El aire resultaba seco y cálido. El sol estaba alto. Martin Beck se asomó por la ventana, dejando que su mirada vagase de norte a sur, mientras consideraba algunos datos extraídos de los folletos que había leído en el avión.
«Budapest es la capital de la República Popular de Hungría. Se considera que fue fundada en 1873, cuando las tres ciudades de Buda, Pest y Obuda se unieron en una sola; pero las excavaciones han descubierto la existencia de asentimientos de varios miles de años de antigüedad, y Aquincum, la capital de la provincia romana de Panonia, estuvo situada en este lugar. Hoy la ciudad tiene casi dos millones de habitantes y está dividida en veintitrés distritos.»

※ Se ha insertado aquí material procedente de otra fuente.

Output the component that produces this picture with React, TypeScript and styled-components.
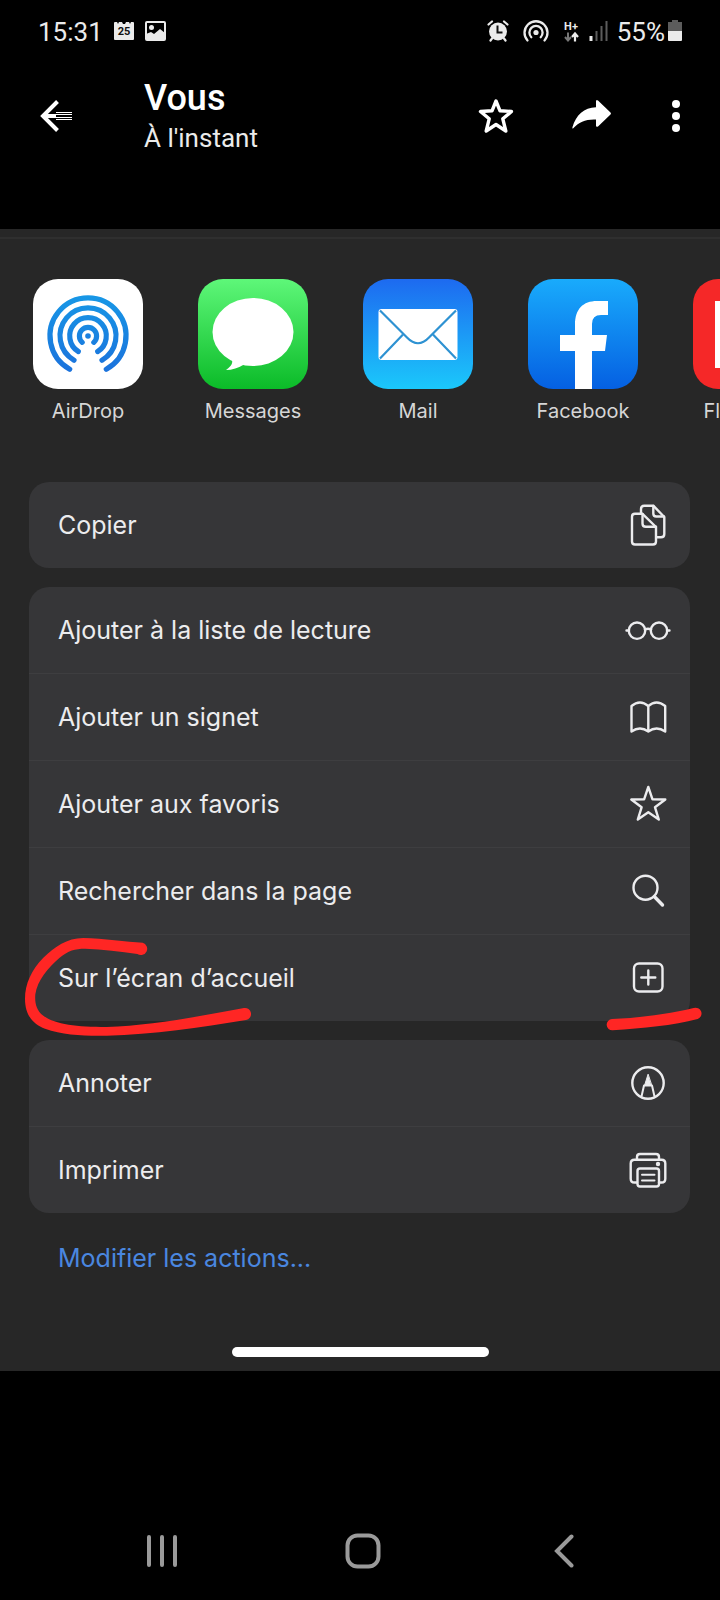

Indudablemente, una ciudad muy grande. Le vino a la cabeza la frase célebre del legendario Gustaf Lidberg, cuando desembarcó en Nueva York en 1890, a la caza de Skog, el falsificador de moneda: «En este hormiguero está el señor ¿Quién?, dirección: ¿Dónde?».
Es cierto que, incluso entonces, Nueva York era más grande pero, por otra parte, el detective jefe Lidberg tenía un ilimitado tiempo a su disposición. Y él disponía sólo de una semana.
Martin Beck dejó la historia y el tráfico del río a sus respectivos destinos y fue a darse una ducha. Se puso unos pantalones de tergal color gris claro, una camisa suelta y sandalias. Mientras observaba en el espejo del armario cuán poco convencional resultaba su ropa de trabajo, las puertas de caoba se abrieron de repente, lenta y fatídicamente, con un crujido, como en las primeras películas de Arne Mattsson. Cuando el teléfono empezó a sonar, con timbrazos breves pero porfiados, su ritmo cardíaco no estaba todavía del todo controlado.
—Un caballero quiere verle. Le espera en el vestíbulo. Un caballero sueco.
—¿Es el señor Matsson?
—Sí, seguro que sí —respondió alegremente la recepcionista.
Por supuesto que sí, pensó Martin Beck mientras bajaba las escaleras. En tal caso, esta extraña misión tendría un final muy digno.
No se trataba de Alf Matsson, sino de un joven de la embajada, correctamente vestido con traje oscuro, zapatos negros, camisa blanca y corbata de seda gris claro. El hombre recorrió con la mirada a Martin Beck. Había curiosidad en sus ojos, pero sólo un asomo, no más.
—Como usted comprenderá, estamos enterados de la naturaleza de su misión. Quizá deberíamos hablar del asunto.
Se sentaron en el vestíbulo y hablaron del caso.
—Hay hoteles mejores que éste —dijo el hombre de la embajada.
—¿De veras?
—Sí, más modernos. De más categoría. Con piscina.
—¿Ah, sí?
—La sala de fiestas tampoco es nada del otro mundo.